Puigdemont observa esa deriva con la mirada de quien dirige una orquesta que ya no espera su batuta. Su poder, más que institucional, es atmosférico. Sus tuits y comunicados tienen la capacidad de alterar el clima, de recordar que todavía existe en diferido. Ha aprendido a sobrevivir en la política de la insinuación: provocar, corregir, retroceder medio paso. Su fuerza no está en el golpe, sino en la demora, en ese arte de tensar la cuerda sin romperla. Màrius Carol lo escribió con bisturí: «Me separo, aunque no me divorcio». Esa frase condensa su estrategia: mantener la fricción, conservar la tensión que le otorga visibilidad. Como el gato de Schrödinger, su influencia sólo respira mientras se ignora su desenlace.
La política catalana, entretanto, ha bajado pulsaciones. Ya no hay concentraciones, creo, ni pancartas que levanten la voz. El país ha bajado la mirada hacia lo que duele de verdad: la escuela, el agua, la sanidad, la vivienda. La palabra se ha vuelto menos punzante y más necesaria, más útil que simbólica. Illa representa ese nuevo tiempo: la compostura frente al exceso, la normalidad como gesto de reconciliación. Cataluña, que un día quiso arder, ahora prefiere no volver a quemarse. En esta nueva danza hay una forma de madurez que a Puigdemont le resulta ajena, quizá porque la mesura no alimenta la épica de su storytelling.

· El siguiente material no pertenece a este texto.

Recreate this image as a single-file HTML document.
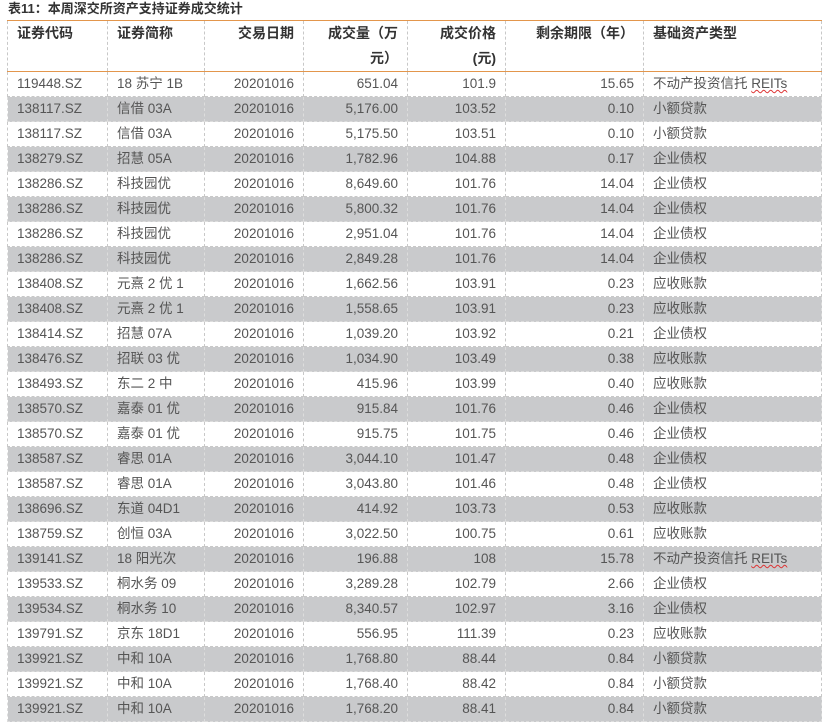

Desde el picoesquina de su exilio, asiste a ese cambio con la contradicción de quien sigue siendo el centro de una historia que ya pasó página. No maneja el timón, pero todavía provoca mareas. Su amenaza no hiere, aunque aún produce temblor y quién sabe si una glaciación que desemboque en una cascada de elecciones. Quizá ahí resida su último talento: seguir amenazando, porque el silencio sería su peor derrota.